Late August of last year, Andrew and I tackled the Skyline Divide trail. It was one of the most epic overnight hikes I’ve done to date. Roughly 15km round trip and 2500ft elevlation gain, the trail takes you up a steep, knee crushing incline that makes you want to turn back after the first 5 minutes. Following switchbacks for a couple hours through the forest with a few water breaks and snacks, we ploughed on to the ridge to make it for sunset. I thought Hank was going to perish on us a few times because his pig-like anatomy is not ideal for steep hiking BUT he trekked on.
We made it to the ridge, soaking in sweat, with mosquitoes buzzing around any uncovered skin. The view was breathtaking. As you reach the treeline and the forest opens up, you’re left with jaw dropping views of Mount Baker. As we walked along the ridge, the wind picked up, temperatures dropped and fortunately the mosquitos dissappeared. We packed light so quickly set up camp anywhere we liked and took in the views while the dogs guzzled water and food.
As the sun set, we spun in circles taking in the 360 views of the of the North Cascades and ocean far off in the distance. Not another soul in sight, we had the place to ourselves. This was the one time we forgot to bring whiskey or beer, instead opting for lighter packs, only to immediately regret that decision as we settled in for our canned chili dinner. After the sunset, we were pleasently surprised by one of the most incredible night skies I’ve ever witnessed. Hanging our heads out the back of the tent staring into the sky, we quickly dozzed off after the day’s tough trek. It’s night’s like those that really make you love the outdoors.

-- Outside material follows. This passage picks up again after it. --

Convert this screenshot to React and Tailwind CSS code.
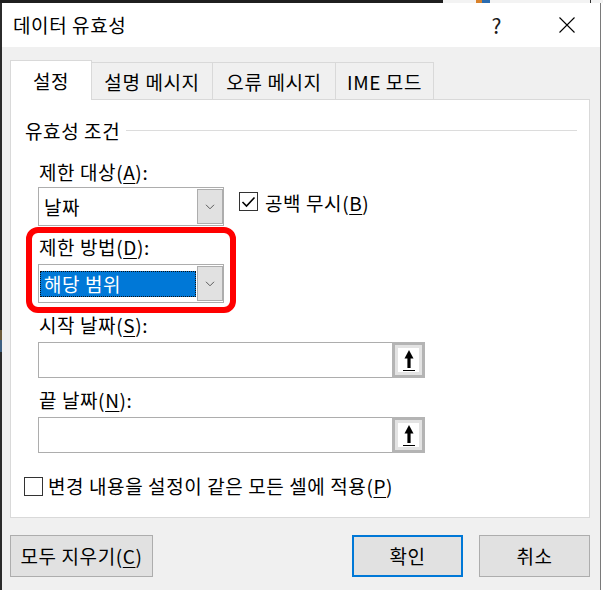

We raced down in the morning to get breakfast and a well earned cold beer. Driving down in my old 1987 BMW on a 21 km potholed logging road was not the best idea…We parked at the breakfast joint only to have someone sprinting after us saying every drop of oil in the car had empited in the parking lot…let’s just say a cracked oil pan in middle-of-nowhere Washington is not an ideal way to end a hike. Needless to say, it’s all part of the adventure!
Side note: DRIVE SLOW AND CAREFULLY. It’s a 21km logging road (one way) and it ain’t pretty. There is no cell service. So tell someone where you’re going before you leave, bring enough warm clothes and water to last an extra night or two and drive a vehicle equipped for a logging road. Towing a car from Glacier, Washington to a junkyard in Chiliwak is not cheap.